Many child-care staffers worked through the pandemic. Cambria County Child Development Corp. provided day care to Greater Johnstown School District teachers during the peak of COVID-19, Superintendent Amy Arcurio said.

"During the COVID-19 lockdown, we had child care for all employees," she said. "They could bring children in."

And still now, teachers have the ability to pay to enroll their children in a day-care program at the high school, which is open to the broader community, too.

"A lot of our teachers use the day care until their children are 3 years old," Arcurio said. "We definitely have a waiting list. I'm not sure how many people are on it from time to time, but it's a lot. We probably could add another room and more staff, and we could probably extend it beyond the age of three because the need is so great."

In addition to serving Johnstown, the Child Development Corp. also has sites in northern Cambria County, said Chris Baughman, executive director.

"We are trying to get enough staff so we can enroll the children we need to enroll," she said.

Even before the pandemic, Leah Spangler, president of the Learning Lamp, had been working toward building a more stable child-care workforce in the region.
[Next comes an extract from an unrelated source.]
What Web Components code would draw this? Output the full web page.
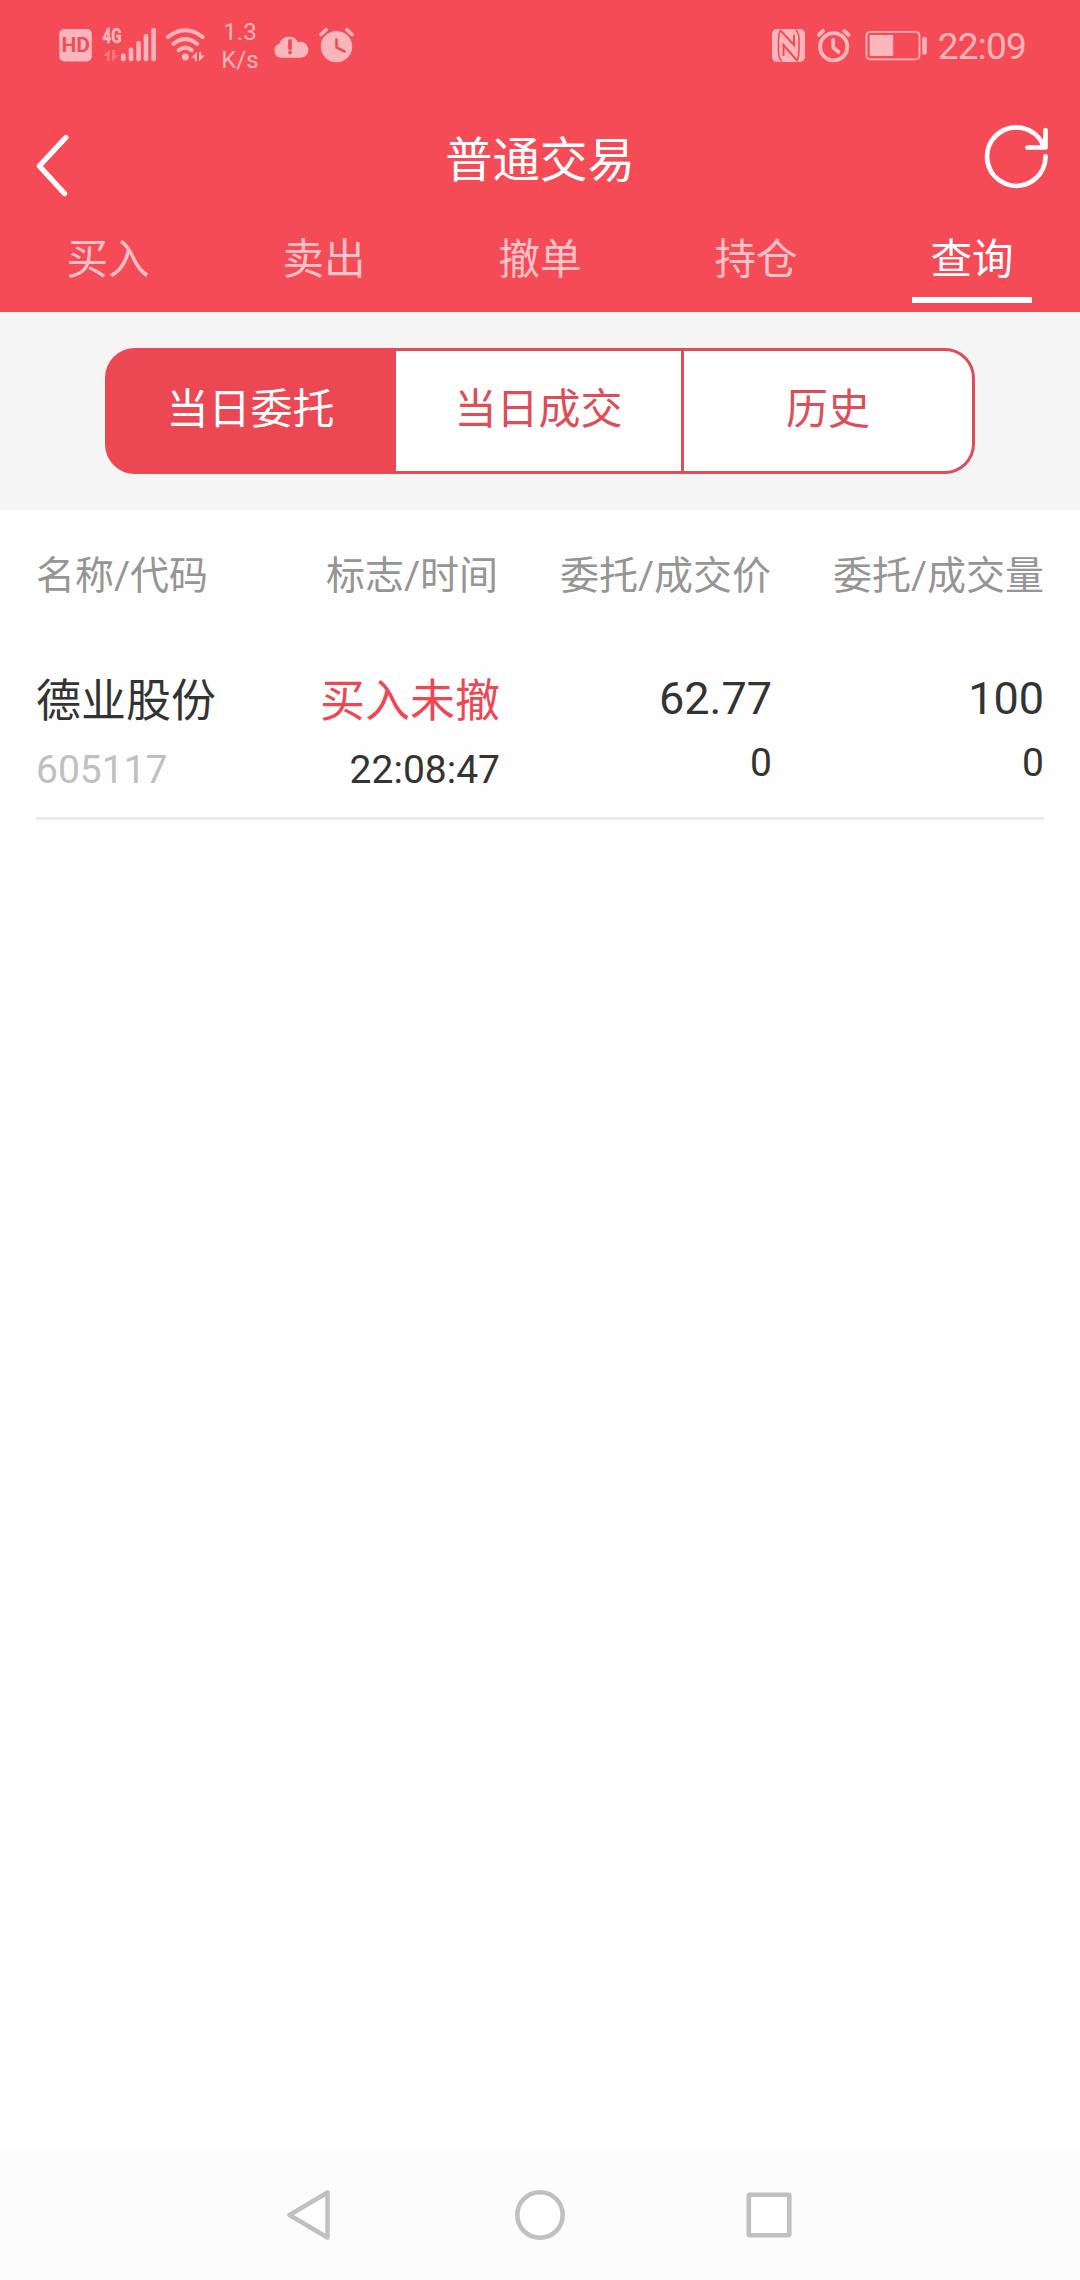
<!DOCTYPE html>
<html lang="zh-CN">
<head>
<meta charset="utf-8">
<title>普通交易</title>
<style>
html,body{margin:0;padding:0;background:#fefefe}
body{width:1080px;height:2280px;overflow:hidden;font-family:Roboto,"Noto Sans CJK SC",sans-serif}
</style>
</head>
<body>
<trade-app></trade-app>
<script>
function define(name, css, html) {
  const tpl = document.createElement('template');
  tpl.innerHTML = '<style>*{box-sizing:border-box}svg{display:block;flex:none}' + css + '</style>' + html;
  customElements.define(name, class extends HTMLElement {
    constructor() {
      super();
      this.attachShadow({ mode: 'open' }).appendChild(tpl.content.cloneNode(true));
    }
  });
}

define('status-bar', `
:host{display:flex;justify-content:space-between;height:90px;padding:0 54px 0 58px;color:#fbb6bb}
.side{display:flex;height:90px;align-items:flex-start}
.net{width:48px;padding-top:18px;font-size:24px;line-height:28px;text-align:center}
.time{font-size:37px;line-height:93px;margin-left:8px;letter-spacing:-.8px}
`, `
<div class="side">
<svg width="158" height="90" viewBox="58 0 158 90" fill="currentColor">
<rect x="59.3" y="29" width="32.5" height="32.5" rx="5"/>
<text x="61.500" y="52" font-size="20" font-weight="700" fill="#f54b56" textLength="28.500" lengthAdjust="spacingAndGlyphs">HD</text>
<text x="102.600" y="43" font-size="21" font-weight="700" stroke="currentColor" stroke-width=".5" textLength="19" lengthAdjust="spacingAndGlyphs">4G</text>
<path d="M109.5 50V61H107V56H103ZM112 50V61L119.5 55H115V50Z" opacity=".4"/>
<rect x="121" y="53.5" width="4.6" height="7.7" rx="2"/><rect x="128.7" y="47.5" width="4.6" height="13.7" rx="2"/><rect x="136.3" y="41" width="4.6" height="20.2" rx="2"/><rect x="143.7" y="34" width="4.6" height="27.2" rx="2"/><rect x="151.3" y="28" width="4.6" height="33.2" rx="2"/>
<g fill="none" stroke="currentColor" stroke-width="4" stroke-linecap="round"><path d="M168 37Q185.300 23.500 202.600 37M173.500 43.800Q185.300 34.500 197 43.800M178.800 50.200Q185.300 45 191.800 50.200"/></g>
<circle cx="185.300" cy="57" r="3.400"/>
<path d="M196.800 52V61.200H194.800V58H191ZM199 52V61.200L205 55.500H201.200V52Z"/>
</svg>
<div class="net">1.3<br>K/s</div>
<svg width="90" height="90" viewBox="264 0 90 90" fill="currentColor">
<path d="M281 57.800A7.200 7.200 0 0 1 279.300 43.800A10.200 10.200 0 0 1 298 42.200A8 8 0 1 1 300.500 57.800Z"/>
<path d="M290 41V48.300M290 52.500V52.600" stroke="#f54b56" stroke-width="3.800" stroke-linecap="round"/>
<circle cx="336.500" cy="46.600" r="15.700"/>
<path d="M321 34.500L326 29.800M352 34.500L347 29.800" stroke="currentColor" stroke-width="3.500" stroke-linecap="round"/>
<path d="M336.500 38.500V47.500L345.500 52" fill="none" stroke="#f54b56" stroke-width="2.600"/>
</svg>
</div>
<div class="side">
<svg width="160" height="90" viewBox="770 0 160 90" fill="currentColor">
<rect x="772" y="29" width="33" height="33" rx="5"/>
<g fill="none" stroke="#f54b56" stroke-width="2">
<path d="M780.500 29.500Q778.500 34 778.500 41V52Q778.500 58 782 61.500M795.500 29.500Q799 33 799 39V50Q799 57 797 61.500" stroke-width="1.600"/>
<path d="M780.500 30.500L794 45V35M783.500 56V45L797 60.500"/></g>
<g fill="none" stroke="currentColor"><circle cx="833.700" cy="46.800" r="13.600" stroke-width="3.800"/><path d="M833.200 40V47.500L838.500 52" stroke-width="3.800" stroke-linecap="round" stroke-linejoin="round"/><path d="M818.800 35L823 31M848.500 35L844.200 31" stroke-width="3.800" stroke-linecap="round"/>
<rect x="866.500" y="31.800" width="53" height="27.600" rx="4" stroke-width="1.800"/></g>
<rect x="869.700" y="35" width="23.500" height="21" rx="1"/><rect x="922.300" y="37" width="4.400" height="17.500" rx="1.500"/>
</svg>
<div class="time">22:09</div>
</div>`);

define('title-bar', `
:host{display:flex;height:130px;align-items:center;justify-content:space-between;padding:0 28px;color:#fff}
h1{margin:0;padding-top:13px;font-weight:400;font-size:47.500px;line-height:117px}
`, `
<svg width="70" height="130" viewBox="28 90 70 130" fill="none" stroke="currentColor" stroke-width="5.400" stroke-linecap="round" stroke-linejoin="round"><path d="M65.800 137.500L39.300 166L64.500 193.500"/></svg>
<h1><slot></slot></h1>
<svg width="70" height="130" viewBox="982 90 70 130" fill="none" stroke="currentColor" stroke-width="4.700" stroke-linecap="round" stroke-linejoin="round"><path d="M1045.500 156.300A29.200 29.200 0 1 1 1043.500 146M1045.500 130V147.500H1027.500"/></svg>`);

define('trade-tab', `
:host{display:flex;flex:1;flex-direction:column;align-items:center;justify-content:space-between;height:92px;padding-bottom:9px;color:#fdc2c7;font-size:41.500px;line-height:77px}
:host([active]){color:#fff}
span{margin-top:1px;height:72px}
i{display:block;width:120px;height:6px}
:host([active]) i{background:#fff}
`, `<span><slot></slot></span><i></i>`);

define('trade-tabs', `:host{display:flex;height:92px}`, `<slot></slot>`);

define('segment-item', `
:host{--c:#dc4e58;display:block;box-sizing:border-box;flex:1 1 0;height:126px;line-height:118px;text-align:center;font-size:42px;color:var(--c);background:#fff;border:3px solid var(--c);border-left-width:0}
:host([active]){--c:#ec4853;flex:0 0 291px;background:var(--c);color:#fff;border-left-width:3px}
:host(:first-child){border-radius:30px 0 0 30px}
:host(:last-child){border-radius:0 30px 30px 0;flex:0 0 291px}
`, `<slot></slot>`);

define('segment-control', `
:host{display:flex;justify-content:center;height:198px;padding-top:36px;background:#f5f5f5}
.box{display:flex;width:870px;height:126px}
`, `<div class="box"><slot></slot></div>`);

define('order-row', `
:host{display:grid;margin:0 36px}
::slotted(*){display:block;text-align:right}
::slotted(:first-child){text-align:left}
:host([head]){grid-template-columns:190px 272px 273px 273px;font-size:39px;line-height:39px;height:150px;padding-top:47px;color:#959595}
:host(:not([head])){grid-template-columns:190px 274px 272px 272px;height:160px;border-bottom:3px solid #ebebeb;color:#333}
`, `<slot></slot>`);

define('order-cell', `
:host{display:block;padding-top:12px}
div{font-size:45px;line-height:59px}
p{margin:0;padding-top:16px;font-size:39px;line-height:46px}
:host([num]) div{line-height:53px}
:host([num]) p{padding-top:15px}
`, `<div><slot></slot></div><p><slot name="sub"></slot></p>`);

define('nav-bar', `
:host{display:flex;justify-content:space-between;align-items:center;height:130px;padding:0 286px;background:#fcfcfc}
`, `
<svg width="50" height="60" viewBox="286 2185 50 60" fill="none" stroke="#c0c0c0" stroke-width="4.500" stroke-linejoin="round"><path fill="#fff" d="M289.500 2215L327.500 2192.500V2237.500Z"/></svg>
<svg width="60" height="60" viewBox="510 2185 60 60" fill="#fff" stroke="#c0c0c0" stroke-width="4.600"><circle cx="540" cy="2215" r="22.700"/></svg>
<svg width="50" height="60" viewBox="744 2185 50 60" fill="#fff" stroke="#c0c0c0" stroke-width="4.600" stroke-linejoin="round"><rect x="748.800" y="2194.700" width="40.500" height="40.500" rx="1"/></svg>`);

define('trade-app', `
:host{display:flex;flex-direction:column;width:1080px;height:2280px}
header{background:#f54b56;height:312px}
main{flex:1}
[slot=sub]{display:block}
.buy{color:#ec4853}
.code{color:#c0c0c0}
`, `
<header>
<status-bar></status-bar>
<title-bar>普通交易</title-bar>
<trade-tabs><trade-tab>买入</trade-tab><trade-tab>卖出</trade-tab><trade-tab>撤单</trade-tab><trade-tab>持仓</trade-tab><trade-tab active>查询</trade-tab></trade-tabs>
</header>
<segment-control><segment-item active>当日委托</segment-item><segment-item>当日成交</segment-item><segment-item>历史</segment-item></segment-control>
<main>
<order-row head><span>名称/代码</span><span>标志/时间</span><span>委托/成交价</span><span>委托/成交量</span></order-row>
<order-row>
<order-cell>德业股份<span class="code" slot="sub">605117</span></order-cell>
<order-cell><span class="buy">买入未撤</span><span slot="sub">22:08:47</span></order-cell>
<order-cell num>62.77<span slot="sub">0</span></order-cell>
<order-cell num>100<span slot="sub">0</span></order-cell>
</order-row>
</main>
<nav-bar></nav-bar>`);
</script>
</body>
</html>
"It's a broken economic model," she said. "I feel badly for parents because I fully realize child care could be their single biggest expense including more than their mortgage. By the same token, I realize that even with those payments that are expensive to parents, we are still not able to pay a competitive wage to people who are doing the work of caring for those children."

The Learning Lamp has become the hub of a shared service alliance for providers in the region to start pooling their resources to recruit staff. The alliance grew from three to more than 30 members in the three years since it started, Spangler said.

Jurgevich signed up Trinity Lutheran Childcare to be one of the first providers to join the alliance.

"Providers aren't competitors anymore — we are all in this together," she said. "We are trying to service families in the community as best we can, and it's hard to keep turning families away."

Members of the alliance can save money by pooling resources to afford administrative services, said Jen DeBell, director of the Pennsylvania Association for the Education of Young Children. The PAEYC coaches providers on how to form alliances.

"There is also a possibility that as programs save money through things like shared services, they could be investing in their teachers' wages to retain them," DeBell said.

Since January, Spangler has also been recruiting providers in Cambria, Somerset, Bedford, Blair and Clearfield counties to participate in a state-funded apprenticeship program set up to reduce turnover and improve wages.

Through the apprenticeship, child care staff get to go to college with tuition fully funded by the state, as long as they make a commitment to stay at the child care center employing them through the duration of the apprenticeship.

Jurgevich has a couple staff members enrolled in that program.

"This is at least something that we can say, 'Hey, let's help train you and educate you, and then in a few years you can go off and leave us,' " she said. "But the apprenticeship program is an opportunity for these girls to come in and get that education and know-how and experience out there."

In President Joe Biden's American Families Plan, which would be rolled out over a period of 10 years, he aims to to reduce families' child-care tuition costs and increase access to quality programs. With details of Biden's plan yet to take shape, Spangler said she hopes federal government support will be flexible with states' existing child-care providers.

"We have a combination of private for-profit and non-profit providers, and government-funded organizations like Head Start, Pre-K Counts and other school district-funded preschool classrooms," she said. "So in Pennsylvania, there's not one single way Pre-K is happening — it's happening different ways, community to community.

"My hope would be, concerning the federal funding that's coming down related to early childhood, that Pennsylvania will be able to use that money in a way that builds up the current delivery system."